A special policy study of a high-level international think tank has highlighted the challenges posed by the coal-dominated energy structure to China's low-carbon transition, saying hasty decommissioning of coal-fired power will jeopardize energy security and social justice, as well as result in possible financial risks.

Titled Policy Measures and Implementation Pathways for the Carbon Emission Peak and Carbon Neutrality Goals, the study was unveiled on Wednesday on the sidelines of the annual general meeting of the China Council for International Cooperation on Environment and Development, an event that also marked the council's 30th anniversary.

Coal constitutes 94 percent of the fossil fuel reserves in China. Roughly 70 percent of the oil supply in China is imported, according to official figures, and the country also depends on imports for 40 percent of its natural gas.

The rapid economic development requires energy security. In the short- and medium-term, China's medium- to high-speed economic development will bring about continuously rising energy demand, the study said.

The demand still needs to be partly met by coal despite the demand contradicting the country's goal of coal phasing-out and carbon reduction. "The energy security in the transition process is facing a severe test," it stressed.

The study lists a series of challenges the country faces, as it endeavors to phase out coal to realize the targets of peaking carbon dioxide emissions before 2030 and realizing carbon neutrality before 2060.

China's coal-fired power units are generally new. In 2020, they had on average only served for 11 years, and 75 percent of them had been in operation for less than 15 years, only half of their design service life, it said.

It said the decommissioning should be carried out in a gradual manner, considering that early decommissioning of the units will leave multi-trillion-yuan assets stranded.

The high correlation of coal with other industrial sectors just makes it even more challenging for China to phase out coal, it said. The power generation and steel industries, for instance, consumed 2.19 billion and 730 million metric tons of coal in 2020, respectively.

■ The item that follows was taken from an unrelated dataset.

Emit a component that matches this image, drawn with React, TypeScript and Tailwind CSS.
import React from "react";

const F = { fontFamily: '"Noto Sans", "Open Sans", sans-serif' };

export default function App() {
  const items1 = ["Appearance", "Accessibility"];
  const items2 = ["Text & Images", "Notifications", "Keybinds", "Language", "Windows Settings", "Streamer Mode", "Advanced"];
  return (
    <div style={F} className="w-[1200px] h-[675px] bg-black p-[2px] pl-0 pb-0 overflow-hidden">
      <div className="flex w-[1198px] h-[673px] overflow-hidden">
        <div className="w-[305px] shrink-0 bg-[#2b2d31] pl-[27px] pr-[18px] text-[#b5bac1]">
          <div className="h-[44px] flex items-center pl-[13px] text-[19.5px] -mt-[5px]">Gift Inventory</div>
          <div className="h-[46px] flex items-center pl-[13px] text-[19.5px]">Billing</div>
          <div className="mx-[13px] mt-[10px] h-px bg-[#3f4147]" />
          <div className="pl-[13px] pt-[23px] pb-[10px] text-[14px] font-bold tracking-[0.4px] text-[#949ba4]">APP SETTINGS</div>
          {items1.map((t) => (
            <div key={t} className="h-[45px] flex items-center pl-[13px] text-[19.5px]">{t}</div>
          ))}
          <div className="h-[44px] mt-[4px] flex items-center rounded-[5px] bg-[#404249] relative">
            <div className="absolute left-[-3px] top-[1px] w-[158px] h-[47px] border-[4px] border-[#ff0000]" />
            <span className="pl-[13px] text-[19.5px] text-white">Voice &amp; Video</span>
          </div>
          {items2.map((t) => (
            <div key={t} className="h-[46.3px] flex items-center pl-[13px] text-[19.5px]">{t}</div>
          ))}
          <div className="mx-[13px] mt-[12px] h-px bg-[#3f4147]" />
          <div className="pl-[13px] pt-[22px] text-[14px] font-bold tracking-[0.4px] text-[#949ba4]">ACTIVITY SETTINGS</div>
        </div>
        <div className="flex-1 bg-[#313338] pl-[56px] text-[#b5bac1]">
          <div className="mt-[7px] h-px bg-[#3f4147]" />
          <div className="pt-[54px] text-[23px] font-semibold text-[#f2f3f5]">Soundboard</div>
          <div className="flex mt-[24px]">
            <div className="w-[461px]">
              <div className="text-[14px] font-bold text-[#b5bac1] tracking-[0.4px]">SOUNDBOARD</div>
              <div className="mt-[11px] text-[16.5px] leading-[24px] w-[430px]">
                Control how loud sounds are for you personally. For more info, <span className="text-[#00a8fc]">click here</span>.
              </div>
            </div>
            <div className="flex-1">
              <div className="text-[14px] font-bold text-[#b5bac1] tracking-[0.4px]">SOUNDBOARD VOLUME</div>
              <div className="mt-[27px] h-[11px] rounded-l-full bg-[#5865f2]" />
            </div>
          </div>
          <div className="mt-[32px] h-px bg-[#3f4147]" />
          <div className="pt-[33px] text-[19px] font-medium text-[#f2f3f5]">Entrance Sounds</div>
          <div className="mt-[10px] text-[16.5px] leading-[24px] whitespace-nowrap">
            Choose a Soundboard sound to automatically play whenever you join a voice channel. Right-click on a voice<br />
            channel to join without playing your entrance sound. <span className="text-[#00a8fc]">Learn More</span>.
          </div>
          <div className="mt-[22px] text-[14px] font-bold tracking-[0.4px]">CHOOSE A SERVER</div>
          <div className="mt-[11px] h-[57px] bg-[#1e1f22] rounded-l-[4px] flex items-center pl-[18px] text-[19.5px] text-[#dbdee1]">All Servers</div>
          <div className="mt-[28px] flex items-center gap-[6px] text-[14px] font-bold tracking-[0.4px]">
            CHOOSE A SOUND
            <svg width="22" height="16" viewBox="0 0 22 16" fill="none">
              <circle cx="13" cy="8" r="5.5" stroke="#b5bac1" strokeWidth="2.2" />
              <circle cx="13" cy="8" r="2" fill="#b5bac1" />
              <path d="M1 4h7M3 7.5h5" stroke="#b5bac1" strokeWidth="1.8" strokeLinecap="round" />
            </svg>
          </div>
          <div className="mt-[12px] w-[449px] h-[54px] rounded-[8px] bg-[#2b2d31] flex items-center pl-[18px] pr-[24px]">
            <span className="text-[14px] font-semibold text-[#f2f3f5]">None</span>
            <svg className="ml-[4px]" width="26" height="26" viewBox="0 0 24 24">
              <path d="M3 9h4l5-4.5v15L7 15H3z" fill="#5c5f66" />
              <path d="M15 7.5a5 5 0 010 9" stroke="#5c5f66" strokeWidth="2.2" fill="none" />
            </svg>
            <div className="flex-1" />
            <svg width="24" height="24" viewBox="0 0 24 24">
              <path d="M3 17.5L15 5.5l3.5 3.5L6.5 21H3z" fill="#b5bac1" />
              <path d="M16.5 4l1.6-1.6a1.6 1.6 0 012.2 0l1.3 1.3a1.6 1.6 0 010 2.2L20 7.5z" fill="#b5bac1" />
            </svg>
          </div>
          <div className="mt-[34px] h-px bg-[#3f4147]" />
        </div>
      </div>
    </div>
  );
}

The study also warned of social justice issues that may emerge in the process of coal reduction.

During the 13th Five-Year Plan period (2016-20), China phased out outdated coal production capacity by 1 billion tons, it noted. Roughly 1 million workers in the industry were laid off and reemployed in the process.

Lacking skills and competiveness, workers in the coal industry are usually not picked by enterprises in other sectors. It can be difficult to make them reemployed via vocational trainings, the study said.